◆ **Stated goal**
Only the lines from the start of the data below through the line that contains "import React from" are to be copied, exactly and without pictures.

◆ **Material provided**

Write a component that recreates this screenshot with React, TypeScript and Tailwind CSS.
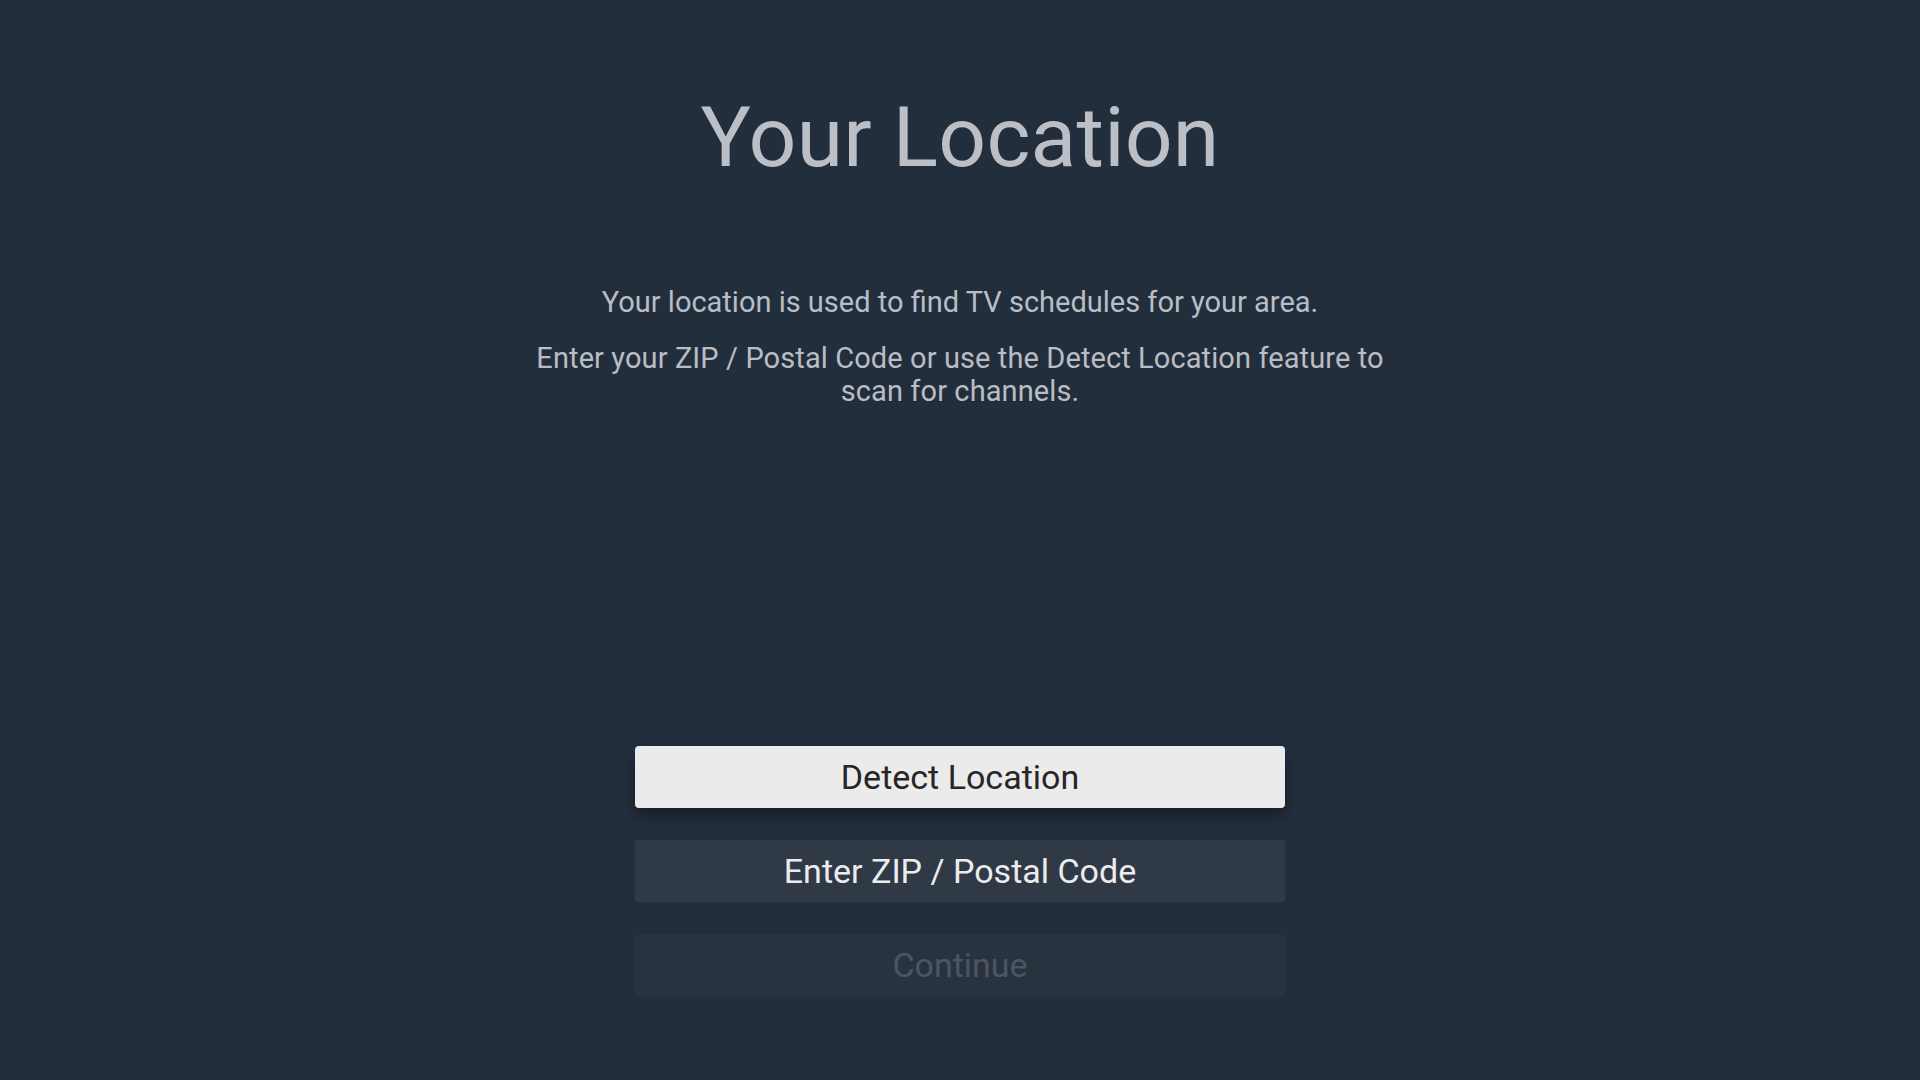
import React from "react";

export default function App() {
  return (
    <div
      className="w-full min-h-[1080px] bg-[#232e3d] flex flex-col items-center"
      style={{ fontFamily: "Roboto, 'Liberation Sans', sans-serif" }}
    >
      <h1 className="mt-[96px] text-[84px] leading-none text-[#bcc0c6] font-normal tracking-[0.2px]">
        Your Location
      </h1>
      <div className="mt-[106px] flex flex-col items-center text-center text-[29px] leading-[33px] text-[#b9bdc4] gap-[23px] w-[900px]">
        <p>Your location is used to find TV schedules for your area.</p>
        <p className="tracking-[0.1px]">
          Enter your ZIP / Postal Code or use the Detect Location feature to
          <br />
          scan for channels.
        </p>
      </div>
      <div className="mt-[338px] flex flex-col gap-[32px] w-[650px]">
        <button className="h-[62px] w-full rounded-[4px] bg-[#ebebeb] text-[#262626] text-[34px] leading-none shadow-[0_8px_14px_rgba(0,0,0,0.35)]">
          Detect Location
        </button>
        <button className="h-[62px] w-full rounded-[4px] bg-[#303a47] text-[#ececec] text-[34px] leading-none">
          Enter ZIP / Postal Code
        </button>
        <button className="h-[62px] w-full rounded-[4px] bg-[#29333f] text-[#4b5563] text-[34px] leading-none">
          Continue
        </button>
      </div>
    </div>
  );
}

◆ **Task response**
Write a component that recreates this screenshot with React, TypeScript and Tailwind CSS.
import React from "react";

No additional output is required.